Vorrei però aggiungere che, a mio avviso, l'uguaglianza essenziale fra l'uomo e la donna richiede anche una chiara coscienza del ruolo complementare che l'uno e l'altra sono chiamati a svolgere nell'edificazione della Chiesa e nel progresso della società civile: perché non senza motivo Dio li ha creati uomo e donna. Questa diversità non va intesa in senso “patriarcale”, ma in tutta la sua profondità, così ricca di sfumature e di conseguenze, che libera l'uomo dalla tentazione di “mascolinizzare” la Chiesa e la società; e la donna dalla tentazione di intendere la sua missione nel Popolo di Dio e nel mondo come mera rivendicazione del diritto di accedere ad attività che fino ad ora ha svolto solo l'uomo, ma che la donna è in grado di svolgere altrettanto bene. Sono convinto, perciò, che sia l'uomo che la donna devono giustamente sentirsi protagonisti della storia della salvezza, ma in modo reciprocamente complementare.

Nel corso dell'intervista, lei ci ha commentato vari e importanti aspetti della vita umana e in particolare della vita della donna, e ci ha fatto notare in che modo li valuta lo spirito dell'Opus Dei. Potrebbe dirci, per terminare, come pensa che si debba promuovere il ruolo della donna nella vita della Chiesa?

Non nascondo che di fronte a una domanda di questo tipo, sento, contrariamente alla mia abitudine, la tentazione di rispondere in modo polemico, perché ci sono persone che adoperano questa terminologia in maniera clericale, usando la parola Chiesa come sinonimo di qualcosa che appartiene al clero, alla Gerarchia ecclesiastica. Così, per partecipazione alla vita della Chiesa intendono solo o principalmente l'aiuto prestato alla vita parrocchiale, la collaborazione ad associazioni "con mandato" della Gerarchia, l'assistenza attiva alle funzioni liturgiche, e cose del genere.

Coloro che pensano così dimenticano all'atto pratico — anche se forse lo proclamano in teoria — che la Chiesa è la totalità del popolo di Dio, l'assieme di tutti i cristiani; e che pertanto, ovunque un cristiano si sforza di vivere in nome di Gesù Cristo, là è presente la Chiesa.

Con ciò non intendo minimizzare l'importanza della collaborazione che la donna può prestare alla vita della struttura ecclesiastica. La considero anzi imprescindibile.
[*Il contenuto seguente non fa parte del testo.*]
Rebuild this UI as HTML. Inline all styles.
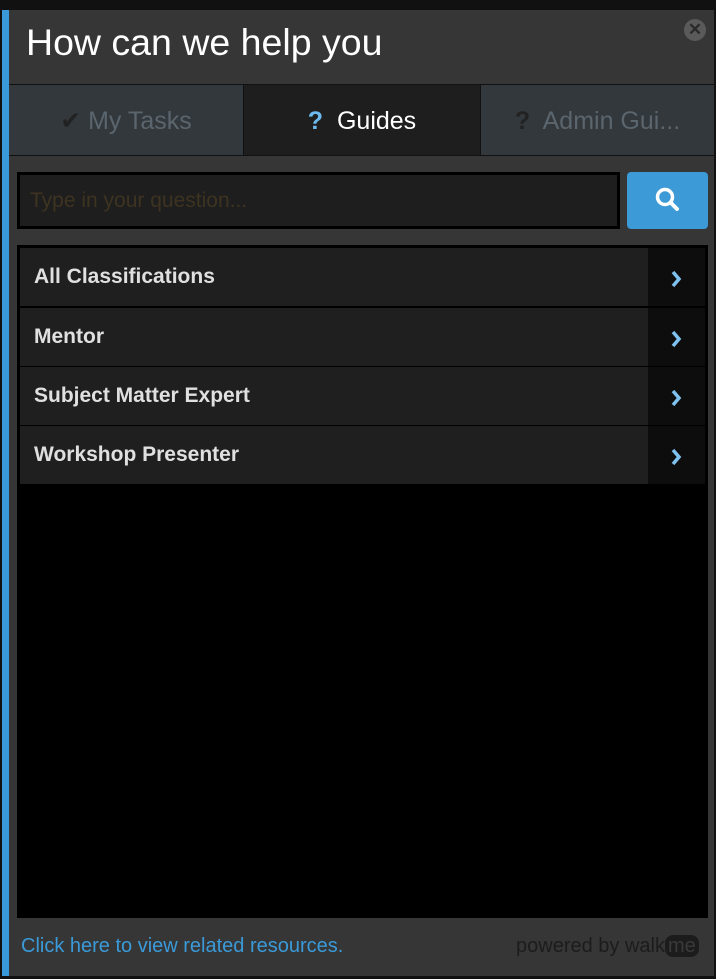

Ho dedicato tutta la vita a difendere la pienezza della vocazione cristiana dei laici (cioè degli uomini e delle donne comuni, che vivono in mezzo al mondo) e a promuovere, pertanto, il pieno riconoscimento teologico e giuridico della loro missione nella Chiesa e nel mondo.

Voglio solo far notare che c'è chi vorrebbe imporre una riduzione ingiustificata di tale collaborazione; e mi preme rilevare che il comune cristiano, sia uomo o donna, può svolgere la propria missione specifica, anche quella che gli spetta all'interno della struttura ecclesiale, solo a condizione di non clericalizzarsi, di continuare cioè ad essere secolare, ad essere persona che con normalità vive nel mondo e partecipa alle vicende del mondo.

Ai milioni di cristiani, uomini e donne, che riempiono la terra, spetta il compito di condurre a Cristo tutte le attività umane, annunciando con la propria vita che Dio ama tutti e tutti vuole salvare. Pertanto, il modo migliore di partecipare alla vita della Chiesa — il più importante, e quello che in ogni caso dev'essere il fondamento di tutti gli altri — è essere integralmente cristiani nel posto assegnato dalla vita, nel posto in cui la vocazione umana ci ha condotti.

Mi commuove pensare a tanti cristiani e a tante cristiane che, forse senza proporselo in modo esplicito, vivono con semplicità la vita ordinaria, cercando di incarnare in essa la Volontà di Dio. Renderli consapevoli di quanto sia eccelsa la loro vita; rivelare loro che ciò che sembra privo di importanza ha un valore di eternità; insegnare ad ascoltare più attentamente la voce di Dio che parla loro attraverso fatti e situazioni, è qualcosa di cui oggi ha urgente necessità la Chiesa, perché a questo la sta spingendo Dio.

Cristianizzare dal di dentro il mondo intero, dimostrando che Gesù ha redento tutta l'umanità: ecco la missione del cristiano. E la donna vi parteciperà nel modo che le è proprio, sia nella casa che nelle varie occupazioni ove realizza le sue capacità peculiari.

La cosa essenziale è dunque che si viva, come Maria Santissima — donna, Vergine e Madre —, al cospetto di Dio, pronunciando quel fiat mihi secundum verbum tuum (Lc 1, 38) da cui dipende la fedeltà alla vocazione personale, sempre unica e intrasferibile, e che ci rende cooperatori dell'opera di salvezza che Dio realizza in noi e nel mondo intero.